December 03, 2005

You're not paid to make me think!

In this house we watch a lot of movies. It's funny, really; I can't remember the last time Jacob and I watched a TV show, but movies and video games account for between 5 and 10 hours of a typical week for us. Hence, GreenCine.

GreenCine, for those not familiar with it, is a Netflix clone with a slightly different selection: more independent movies, more anime, more noir. At this point our rental queue comprises some 200 titles, half of which neither of us has actually heard of. You see, GreenCine has this interesting feature known as Lists. Any GreenCine member or staffer can put together a linked list of movies with some common feature, give it a title like Love Stories About Losers, and put it up for viewing by other members. Jacob went on a list binge when we first signed up, and added half of the Noir and Crime lists to our queue. Then he went on and did the same with Significant Early Films and Important Science Fiction. Jacob Has An Interest In Cinema.

I, on the other hand, Just Want To Be Entertained Goddamnit. It's a recurring problem with our membership; I'm already burned out on the genres that Jacob likes the most, so I greet those plasticky green envelopes in the mail with considerable skepticism. They might have likable characters and fun, engaging stories, or they might have bitter detectives and grim, serious dialogue. They might be Waking Ned Devine, or they might be Rififi. Sometimes the fear of the latter is enough to stop me from opening the envelopes at all; I leave them on the coffee table and hide in bed with a book until Jacob comes home and opens them. Or I open them, swear under my breath, and then add fifty movies from the Black Comedy list all in a rush. It might be hard-boiled from here to March, but by god, when April rolls around it's all going to be old naked Irish men on motorcycles.

If we used Netflix instead, we could have multiple queues and solve the problem easily. Then again, Netflix doesn't have 500 depressing 1950s crime movies, so Jacob wouldn't have anything to rent anyway. That's hardly helpful. I guess there's nothing for it but to go for extremes and fill the top of the list with Monty Python movies when he's not looking.

"Oh, darn, sweetie, they sent us slapstick comedy instead of moral ambiguity. Must have been some kind of mistake, but, you know, since we don't have anything better to watch... why don't you make some popcorn?"

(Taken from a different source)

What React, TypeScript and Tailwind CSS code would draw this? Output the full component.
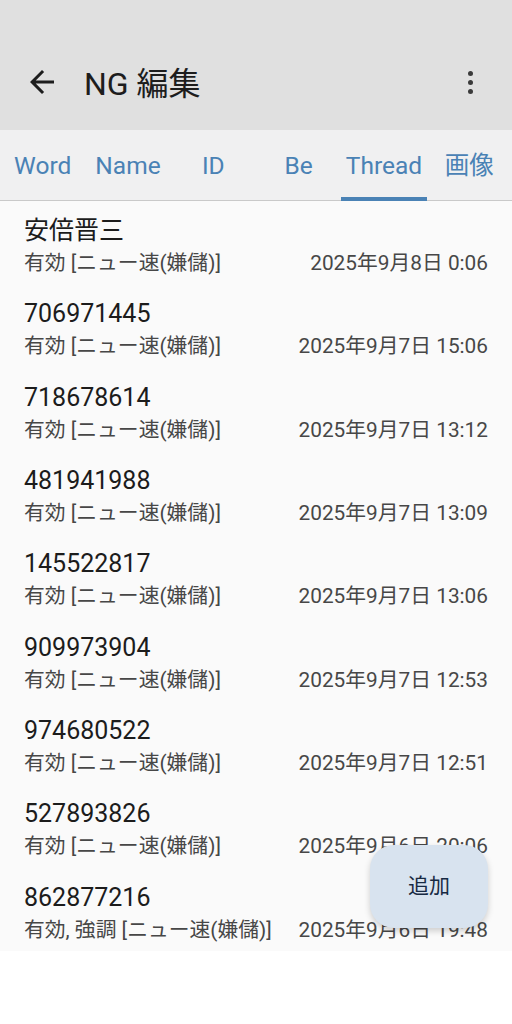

Posted by dianna at December 3, 2005 06:51 PM
Comments

I subscribe to Netflix (although, thanks to the end of the semester and impending finals, I've been sitting on three movies for a month now). When I first joined I went on a binge, adding every movie they had that I had ever wanted to see. I wound up with a 500+ entry queue. The problem was that I had a generalized desire to watch movies, rather than a specific desire to watch a given kind of movie, but I had added the movies in moods and phases, so I started out with, say, screwball comedies, then added classics, then sci-fi, etc. Being short of attention span, I craved a variety in my viewing experience that my queue, as constituted, could not provide. And, at 500+ entries, sorting them according to the order I wanted to watch them would have been a task so enormous as to be infeasible.

The solution I hit upon was to write a macro program that, with a key stroke, would go through every text box on Netflix's queue screen, delete the number there, and insert a random number between 1 and 999 (The biggest number you can put in their text box). I thus randomized my queue, ensuring that the genres of my movies would be nicely blended. It also meant that I had no idea what would be coming next when I returned a movie, since I made up a rule that I couldn't ever look at my queue once randomized. The punishment for unlawful knowledge of the queue's ordering was re-randomization of the queue (hence the importance of having a macro that could randomize the queue at a keystroke).

It strikes me that randomizing your queue would be a way to create more parity in movie distribution. Assuming both Jacob and you have equal numbers of movies in the queue, once randomized the next movie you get from the queue is equally likely to be a Jacob movie as it is to be a Dianna movies.

Posted by: Zach S. at December 3, 2005 08:27 PM

It's kind of amazing what these kids who know how to work these "computers" can do. Zach's solution is amazingly elegant and so much better than my feeble attempts to manually rerandomize my 280-movie-long queue every time I add or delete a bunch of stuff or have to move things around. If I could figure out how to make the proper punchcard for such a thing, I'd be thrilled.

My other major problem, which there's kind of no good way around, is that I use my Netflix both for Stuff I Want To See (a fairly equitable mix of fluff that demonstrates my Desire To Be Cheaply Entertained and Films that demonstrate my Interest In Cinema) and Stuff I Gotta See For Academic Purposes. So every time I get my queue all nicely set up, I have to start bumping the stuff I want to see down to make room at the top for, say, 12 Civil War documentaries. So all the stuff I Want To See ends up sitting at the bottom of the queue, and the stuff I Need To See sits in my room, while I go over to Hollywood Video and pay a bunch of money to rent some actual DVDs I actually want to watch and can get right now.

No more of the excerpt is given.